What the task asks -
Can you output the material exactly as written, minus any pictures it holds?

Data excerpt -
◇ ◇ ◇ ◇ ◇
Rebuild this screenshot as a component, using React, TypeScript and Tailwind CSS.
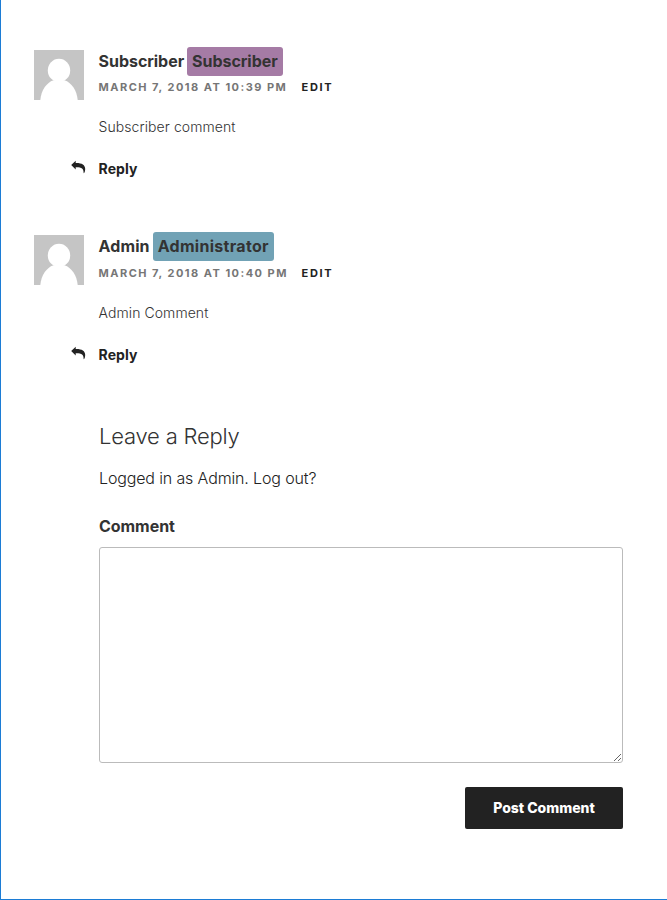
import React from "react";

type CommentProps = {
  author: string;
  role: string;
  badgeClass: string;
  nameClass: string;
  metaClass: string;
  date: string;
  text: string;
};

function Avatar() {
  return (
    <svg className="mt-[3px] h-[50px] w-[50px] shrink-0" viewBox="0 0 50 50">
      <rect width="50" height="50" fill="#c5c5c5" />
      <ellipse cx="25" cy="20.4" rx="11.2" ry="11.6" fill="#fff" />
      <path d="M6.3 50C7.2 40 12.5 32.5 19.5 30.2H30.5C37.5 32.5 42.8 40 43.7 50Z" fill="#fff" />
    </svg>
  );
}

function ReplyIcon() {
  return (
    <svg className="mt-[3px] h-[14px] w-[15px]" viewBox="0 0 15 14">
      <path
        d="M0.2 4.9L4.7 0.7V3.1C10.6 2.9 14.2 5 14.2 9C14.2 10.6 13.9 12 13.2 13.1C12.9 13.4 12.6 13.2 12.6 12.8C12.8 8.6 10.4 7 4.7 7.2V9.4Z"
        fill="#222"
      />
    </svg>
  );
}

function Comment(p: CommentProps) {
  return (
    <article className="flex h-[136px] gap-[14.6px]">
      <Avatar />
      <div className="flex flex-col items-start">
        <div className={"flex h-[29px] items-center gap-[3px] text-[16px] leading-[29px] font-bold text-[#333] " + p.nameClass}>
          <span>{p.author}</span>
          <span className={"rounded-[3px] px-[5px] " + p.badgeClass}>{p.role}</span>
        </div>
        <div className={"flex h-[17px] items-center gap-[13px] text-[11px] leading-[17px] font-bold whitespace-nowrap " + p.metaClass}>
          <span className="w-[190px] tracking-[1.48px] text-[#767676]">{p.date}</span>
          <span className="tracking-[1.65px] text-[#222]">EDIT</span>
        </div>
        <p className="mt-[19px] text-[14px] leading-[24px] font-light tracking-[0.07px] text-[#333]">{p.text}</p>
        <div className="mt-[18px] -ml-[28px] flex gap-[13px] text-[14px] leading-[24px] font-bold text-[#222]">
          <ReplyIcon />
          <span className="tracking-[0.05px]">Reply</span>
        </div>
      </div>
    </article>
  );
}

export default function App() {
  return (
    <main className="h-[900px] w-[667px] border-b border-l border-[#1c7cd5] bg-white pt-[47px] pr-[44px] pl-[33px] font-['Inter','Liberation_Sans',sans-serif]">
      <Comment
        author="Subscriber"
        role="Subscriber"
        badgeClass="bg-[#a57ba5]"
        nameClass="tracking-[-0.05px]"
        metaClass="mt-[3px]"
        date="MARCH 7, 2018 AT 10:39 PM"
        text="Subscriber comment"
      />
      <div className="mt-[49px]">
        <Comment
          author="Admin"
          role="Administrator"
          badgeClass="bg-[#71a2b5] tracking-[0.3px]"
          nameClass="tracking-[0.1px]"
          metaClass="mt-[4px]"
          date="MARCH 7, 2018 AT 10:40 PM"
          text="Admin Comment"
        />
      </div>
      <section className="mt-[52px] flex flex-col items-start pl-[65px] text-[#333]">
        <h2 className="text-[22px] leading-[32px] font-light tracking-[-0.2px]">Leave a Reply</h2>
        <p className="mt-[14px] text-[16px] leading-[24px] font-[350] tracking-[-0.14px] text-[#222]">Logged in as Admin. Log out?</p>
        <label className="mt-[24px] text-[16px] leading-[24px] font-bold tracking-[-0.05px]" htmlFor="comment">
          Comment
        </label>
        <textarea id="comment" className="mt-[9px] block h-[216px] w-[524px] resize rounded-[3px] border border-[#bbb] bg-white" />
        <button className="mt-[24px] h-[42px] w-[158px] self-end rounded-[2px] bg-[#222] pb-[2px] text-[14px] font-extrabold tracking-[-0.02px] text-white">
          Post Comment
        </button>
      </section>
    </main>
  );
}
◇ ◇ ◇ ◇ ◇
Final result -
Rebuild this screenshot as a component, using React, TypeScript and Tailwind CSS.
import React from "react";

type CommentProps = {
  author: string;
  role: string;
  badgeClass: string;
  nameClass: string;
  metaClass: string;
  date: string;
  text: string;
};

function Avatar() {
  return (
    <svg className="mt-[3px] h-[50px] w-[50px] shrink-0" viewBox="0 0 50 50">
      <rect width="50" height="50" fill="#c5c5c5" />
      <ellipse cx="25" cy="20.4" rx="11.2" ry="11.6" fill="#fff" />
      <path d="M6.3 50C7.2 40 12.5 32.5 19.5 30.2H30.5C37.5 32.5 42.8 40 43.7 50Z" fill="#fff" />
    </svg>
  );
}

function ReplyIcon() {
  return (
    <svg className="mt-[3px] h-[14px] w-[15px]" viewBox="0 0 15 14">
      <path
        d="M0.2 4.9L4.7 0.7V3.1C10.6 2.9 14.2 5 14.2 9C14.2 10.6 13.9 12 13.2 13.1C12.9 13.4 12.6 13.2 12.6 12.8C12.8 8.6 10.4 7 4.7 7.2V9.4Z"
        fill="#222"
      />
    </svg>
  );
}

function Comment(p: CommentProps) {
  return (
    <article className="flex h-[136px] gap-[14.6px]">
      <Avatar />
      <div className="flex flex-col items-start">
        <div className={"flex h-[29px] items-center gap-[3px] text-[16px] leading-[29px] font-bold text-[#333] " + p.nameClass}>
          <span>{p.author}</span>
          <span className={"rounded-[3px] px-[5px] " + p.badgeClass}>{p.role}</span>
        </div>
        <div className={"flex h-[17px] items-center gap-[13px] text-[11px] leading-[17px] font-bold whitespace-nowrap " + p.metaClass}>
          <span className="w-[190px] tracking-[1.48px] text-[#767676]">{p.date}</span>
          <span className="tracking-[1.65px] text-[#222]">EDIT</span>
        </div>
        <p className="mt-[19px] text-[14px] leading-[24px] font-light tracking-[0.07px] text-[#333]">{p.text}</p>
        <div className="mt-[18px] -ml-[28px] flex gap-[13px] text-[14px] leading-[24px] font-bold text-[#222]">
          <ReplyIcon />
          <span className="tracking-[0.05px]">Reply</span>
        </div>
      </div>
    </article>
  );
}

export default function App() {
  return (
    <main className="h-[900px] w-[667px] border-b border-l border-[#1c7cd5] bg-white pt-[47px] pr-[44px] pl-[33px] font-['Inter','Liberation_Sans',sans-serif]">
      <Comment
        author="Subscriber"
        role="Subscriber"
        badgeClass="bg-[#a57ba5]"
        nameClass="tracking-[-0.05px]"
        metaClass="mt-[3px]"
        date="MARCH 7, 2018 AT 10:39 PM"
        text="Subscriber comment"
      />
      <div className="mt-[49px]">
        <Comment
          author="Admin"
          role="Administrator"
          badgeClass="bg-[#71a2b5] tracking-[0.3px]"
          nameClass="tracking-[0.1px]"
          metaClass="mt-[4px]"
          date="MARCH 7, 2018 AT 10:40 PM"
          text="Admin Comment"
        />
      </div>
      <section className="mt-[52px] flex flex-col items-start pl-[65px] text-[#333]">
        <h2 className="text-[22px] leading-[32px] font-light tracking-[-0.2px]">Leave a Reply</h2>
        <p className="mt-[14px] text-[16px] leading-[24px] font-[350] tracking-[-0.14px] text-[#222]">Logged in as Admin. Log out?</p>
        <label className="mt-[24px] text-[16px] leading-[24px] font-bold tracking-[-0.05px]" htmlFor="comment">
          Comment
        </label>
        <textarea id="comment" className="mt-[9px] block h-[216px] w-[524px] resize rounded-[3px] border border-[#bbb] bg-white" />
        <button className="mt-[24px] h-[42px] w-[158px] self-end rounded-[2px] bg-[#222] pb-[2px] text-[14px] font-extrabold tracking-[-0.02px] text-white">
          Post Comment
        </button>
      </section>
    </main>
  );
}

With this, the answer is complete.